35. The last case cited by the learned Counsel for the respondent is order of the Order of the Order of the Holy Cross Vs. Lonnappan Thattil and
Another, . This case is relating to the bar under Order 23, Rule 1(4). In the said case, the plaintiff filed a suit for declaration that the first plaintiff is
the trustee of the second plaintiff organisation and is the Director, superior and etc. and injunction restraining the defendants from interfering in any
way with the first plaintiff''s rights. The said suit was withdrawn. Another suit was filed for the following reliefs:
1. Granting decree of permanent injunction.
2. Restraining the defendants from interfering in any manner with the rights of the plaintiffs as Director, superior etc. of the second plaintiff
organisation.
The learned single Judge of the Kerala High Court after perusing the pleadings has held that the parties and relief sought for in both the suits are
same. But to make it appear that the present suit is different from the earlier suit, the plaintiffs have made certain statements in the plaint and also
impleaded certain new parties. But as we have found above, the facts of the case on hand are different. The cause of actions are not similar. It
cannot also be said that there is any camouflage in this case.
36. The learned Senior counsel for the respondent Mr. T.R. Rajagopalan raised another contention that even though the suit was dismissed as
withdrawn the bar of res judicata will apply. He cited a case in Sarguja Transport Service Vs. State Transport Appellate Tribunal, M.P., Gwalior
and Others, . The said decision is not helpful to him. The Apex Court has held that the principle underlying Order 23, Rule 1 should be extended in
the interests of administration of justice to cases of withdrawal of writ petition also. Further they have stated that the bar is not on the ground of res
judicata. Hence the said decision is not helpful to him. In Albert Judah Judah Vs. Rampada Gupta and Another, it is held that there is no res
judicata when the suit was not decided on merits but only withdrawn.

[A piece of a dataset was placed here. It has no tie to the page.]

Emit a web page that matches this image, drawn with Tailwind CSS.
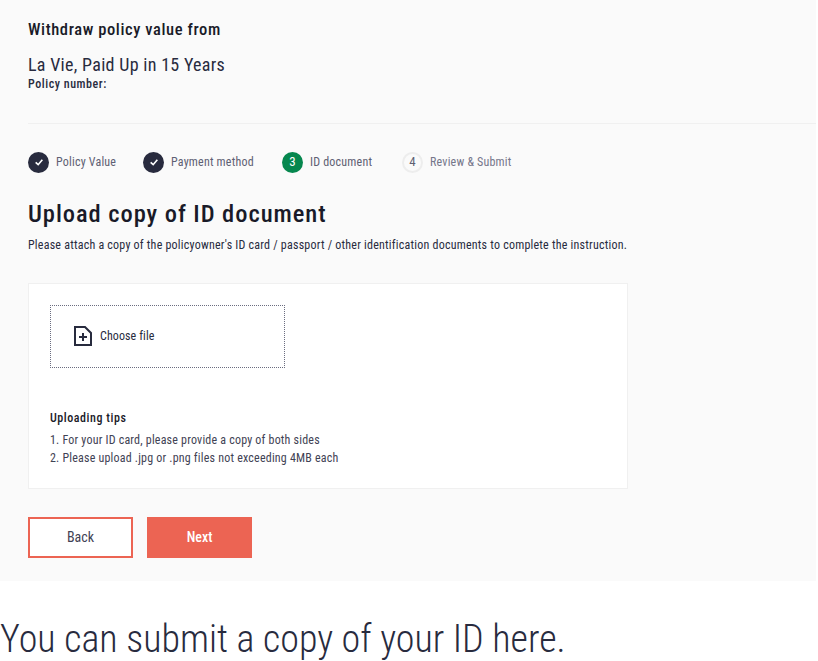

37. On a consideration of all the relevant facts and the authorities cited before me, I am of the view that the suit out of which the second appeal has
arisen is not hit by any bar contained in Order 23, Rule 1(4), C.P.C. It is also not hit by principle of res judicata u/s 1l,C.P.C.
38. I have already taken the view that the interpretationwithreference to the will put by the lowerappellate court is erroneous, the 6th defendant is
entitled to take suit property under the Will. Therefore, he has got title. It follows, therefore, that his connection to the Ramalinga Bajanai madam is
valid and the Bajanai Madam gets title to the suit property.
39. As regards possession also, there is evidence to show that Bajanai madam has been in possession of the trees and it sold the coconut trees to
P.W. 2. In as much the suit property is a vacant sites, the principle of possession follows title has to be applied in this case. The first defendant has
not shown his possession of the suit property. The courts below have simply informed possession since he had ex parte order injunction in the
earlier suit, without going into the question of actual possession. Since I have found that the defendants have no right over the suit property by
virtue of sale deed and found title in favour of the plaintiff, the plaintiff is entitled for injunction as prayed for. Hence, the judgment and decree of the
lower appellate court is set aside. The suit is decreed as prayed for. However, there will be no orders as to costs.